■ REQUIREMENT ■
Skip the pictures and repeat each line of the data exactly.

■ INFORMATION SHOWN ■

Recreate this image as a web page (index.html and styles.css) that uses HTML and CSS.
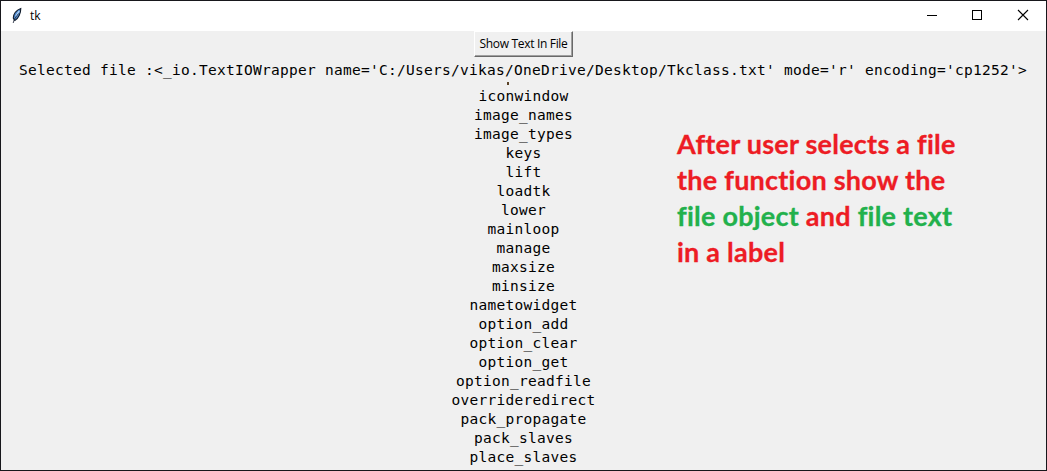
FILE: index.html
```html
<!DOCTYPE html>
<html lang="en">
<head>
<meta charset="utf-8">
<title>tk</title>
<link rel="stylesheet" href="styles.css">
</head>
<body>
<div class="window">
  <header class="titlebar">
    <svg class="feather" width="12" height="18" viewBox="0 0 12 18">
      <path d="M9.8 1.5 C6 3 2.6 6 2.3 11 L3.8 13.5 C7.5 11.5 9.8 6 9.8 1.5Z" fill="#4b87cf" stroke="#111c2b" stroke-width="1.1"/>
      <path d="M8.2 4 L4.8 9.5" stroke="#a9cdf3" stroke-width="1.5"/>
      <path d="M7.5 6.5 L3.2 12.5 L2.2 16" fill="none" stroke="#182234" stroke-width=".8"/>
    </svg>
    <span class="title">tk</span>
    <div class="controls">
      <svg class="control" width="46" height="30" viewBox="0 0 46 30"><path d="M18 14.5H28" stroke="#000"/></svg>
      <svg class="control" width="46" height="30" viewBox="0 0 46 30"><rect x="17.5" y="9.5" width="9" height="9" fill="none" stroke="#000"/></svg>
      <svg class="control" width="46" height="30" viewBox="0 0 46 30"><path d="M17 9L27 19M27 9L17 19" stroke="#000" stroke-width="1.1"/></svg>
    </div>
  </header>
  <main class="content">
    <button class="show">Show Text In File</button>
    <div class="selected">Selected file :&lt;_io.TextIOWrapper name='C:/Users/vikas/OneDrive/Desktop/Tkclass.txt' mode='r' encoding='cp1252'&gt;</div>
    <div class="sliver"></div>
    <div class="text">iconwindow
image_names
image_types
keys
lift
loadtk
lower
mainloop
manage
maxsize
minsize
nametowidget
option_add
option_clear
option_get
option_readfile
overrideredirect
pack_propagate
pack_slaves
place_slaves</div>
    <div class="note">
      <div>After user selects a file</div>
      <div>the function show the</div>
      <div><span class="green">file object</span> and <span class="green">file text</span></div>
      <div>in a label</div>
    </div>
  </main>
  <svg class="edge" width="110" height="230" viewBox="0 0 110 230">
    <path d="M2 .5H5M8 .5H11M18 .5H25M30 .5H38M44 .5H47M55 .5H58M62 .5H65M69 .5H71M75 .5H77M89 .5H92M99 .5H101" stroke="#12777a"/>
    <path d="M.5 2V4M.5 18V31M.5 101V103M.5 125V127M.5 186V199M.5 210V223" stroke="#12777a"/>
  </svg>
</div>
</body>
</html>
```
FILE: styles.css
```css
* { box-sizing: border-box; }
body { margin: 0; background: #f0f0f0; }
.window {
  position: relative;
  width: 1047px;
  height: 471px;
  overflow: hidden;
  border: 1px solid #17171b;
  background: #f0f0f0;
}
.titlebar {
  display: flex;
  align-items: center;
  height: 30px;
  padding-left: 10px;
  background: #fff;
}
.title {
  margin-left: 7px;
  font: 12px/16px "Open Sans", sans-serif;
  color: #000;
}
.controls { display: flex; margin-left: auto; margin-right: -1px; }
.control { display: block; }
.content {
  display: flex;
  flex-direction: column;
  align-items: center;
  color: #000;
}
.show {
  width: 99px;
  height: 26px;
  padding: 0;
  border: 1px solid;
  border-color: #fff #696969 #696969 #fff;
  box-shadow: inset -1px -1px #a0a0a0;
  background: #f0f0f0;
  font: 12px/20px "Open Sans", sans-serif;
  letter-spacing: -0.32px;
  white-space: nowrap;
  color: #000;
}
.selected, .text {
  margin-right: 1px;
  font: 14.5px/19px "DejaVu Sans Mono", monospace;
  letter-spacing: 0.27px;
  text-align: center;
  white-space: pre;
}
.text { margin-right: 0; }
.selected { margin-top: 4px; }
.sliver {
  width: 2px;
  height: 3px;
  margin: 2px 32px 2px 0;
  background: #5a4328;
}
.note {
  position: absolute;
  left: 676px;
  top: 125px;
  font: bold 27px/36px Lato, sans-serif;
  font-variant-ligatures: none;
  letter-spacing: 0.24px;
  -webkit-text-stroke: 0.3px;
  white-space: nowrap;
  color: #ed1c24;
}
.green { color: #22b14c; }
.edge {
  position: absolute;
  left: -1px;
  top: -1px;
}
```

■ SOLVED PROBLEM ■
Recreate this image as a web page (index.html and styles.css) that uses HTML and CSS.
FILE: index.html
```html
<!DOCTYPE html>
<html lang="en">
<head>
<meta charset="utf-8">
<title>tk</title>
<link rel="stylesheet" href="styles.css">
</head>
<body>
<div class="window">
  <header class="titlebar">
    <svg class="feather" width="12" height="18" viewBox="0 0 12 18">
      <path d="M9.8 1.5 C6 3 2.6 6 2.3 11 L3.8 13.5 C7.5 11.5 9.8 6 9.8 1.5Z" fill="#4b87cf" stroke="#111c2b" stroke-width="1.1"/>
      <path d="M8.2 4 L4.8 9.5" stroke="#a9cdf3" stroke-width="1.5"/>
      <path d="M7.5 6.5 L3.2 12.5 L2.2 16" fill="none" stroke="#182234" stroke-width=".8"/>
    </svg>
    <span class="title">tk</span>
    <div class="controls">
      <svg class="control" width="46" height="30" viewBox="0 0 46 30"><path d="M18 14.5H28" stroke="#000"/></svg>
      <svg class="control" width="46" height="30" viewBox="0 0 46 30"><rect x="17.5" y="9.5" width="9" height="9" fill="none" stroke="#000"/></svg>
      <svg class="control" width="46" height="30" viewBox="0 0 46 30"><path d="M17 9L27 19M27 9L17 19" stroke="#000" stroke-width="1.1"/></svg>
    </div>
  </header>
  <main class="content">
    <button class="show">Show Text In File</button>
    <div class="selected">Selected file :&lt;_io.TextIOWrapper name='C:/Users/vikas/OneDrive/Desktop/Tkclass.txt' mode='r' encoding='cp1252'&gt;</div>
    <div class="sliver"></div>
    <div class="text">iconwindow
image_names
image_types
keys
lift
loadtk
lower
mainloop
manage
maxsize
minsize
nametowidget
option_add
option_clear
option_get
option_readfile
overrideredirect
pack_propagate
pack_slaves
place_slaves</div>
    <div class="note">
      <div>After user selects a file</div>
      <div>the function show the</div>
      <div><span class="green">file object</span> and <span class="green">file text</span></div>
      <div>in a label</div>
    </div>
  </main>
  <svg class="edge" width="110" height="230" viewBox="0 0 110 230">
    <path d="M2 .5H5M8 .5H11M18 .5H25M30 .5H38M44 .5H47M55 .5H58M62 .5H65M69 .5H71M75 .5H77M89 .5H92M99 .5H101" stroke="#12777a"/>
    <path d="M.5 2V4M.5 18V31M.5 101V103M.5 125V127M.5 186V199M.5 210V223" stroke="#12777a"/>
  </svg>
</div>
</body>
</html>
```
FILE: styles.css
```css
* { box-sizing: border-box; }
body { margin: 0; background: #f0f0f0; }
.window {
  position: relative;
  width: 1047px;
  height: 471px;
  overflow: hidden;
  border: 1px solid #17171b;
  background: #f0f0f0;
}
.titlebar {
  display: flex;
  align-items: center;
  height: 30px;
  padding-left: 10px;
  background: #fff;
}
.title {
  margin-left: 7px;
  font: 12px/16px "Open Sans", sans-serif;
  color: #000;
}
.controls { display: flex; margin-left: auto; margin-right: -1px; }
.control { display: block; }
.content {
  display: flex;
  flex-direction: column;
  align-items: center;
  color: #000;
}
.show {
  width: 99px;
  height: 26px;
  padding: 0;
  border: 1px solid;
  border-color: #fff #696969 #696969 #fff;
  box-shadow: inset -1px -1px #a0a0a0;
  background: #f0f0f0;
  font: 12px/20px "Open Sans", sans-serif;
  letter-spacing: -0.32px;
  white-space: nowrap;
  color: #000;
}
.selected, .text {
  margin-right: 1px;
  font: 14.5px/19px "DejaVu Sans Mono", monospace;
  letter-spacing: 0.27px;
  text-align: center;
  white-space: pre;
}
.text { margin-right: 0; }
.selected { margin-top: 4px; }
.sliver {
  width: 2px;
  height: 3px;
  margin: 2px 32px 2px 0;
  background: #5a4328;
}
.note {
  position: absolute;
  left: 676px;
  top: 125px;
  font: bold 27px/36px Lato, sans-serif;
  font-variant-ligatures: none;
  letter-spacing: 0.24px;
  -webkit-text-stroke: 0.3px;
  white-space: nowrap;
  color: #ed1c24;
}
.green { color: #22b14c; }
.edge {
  position: absolute;
  left: -1px;
  top: -1px;
}
```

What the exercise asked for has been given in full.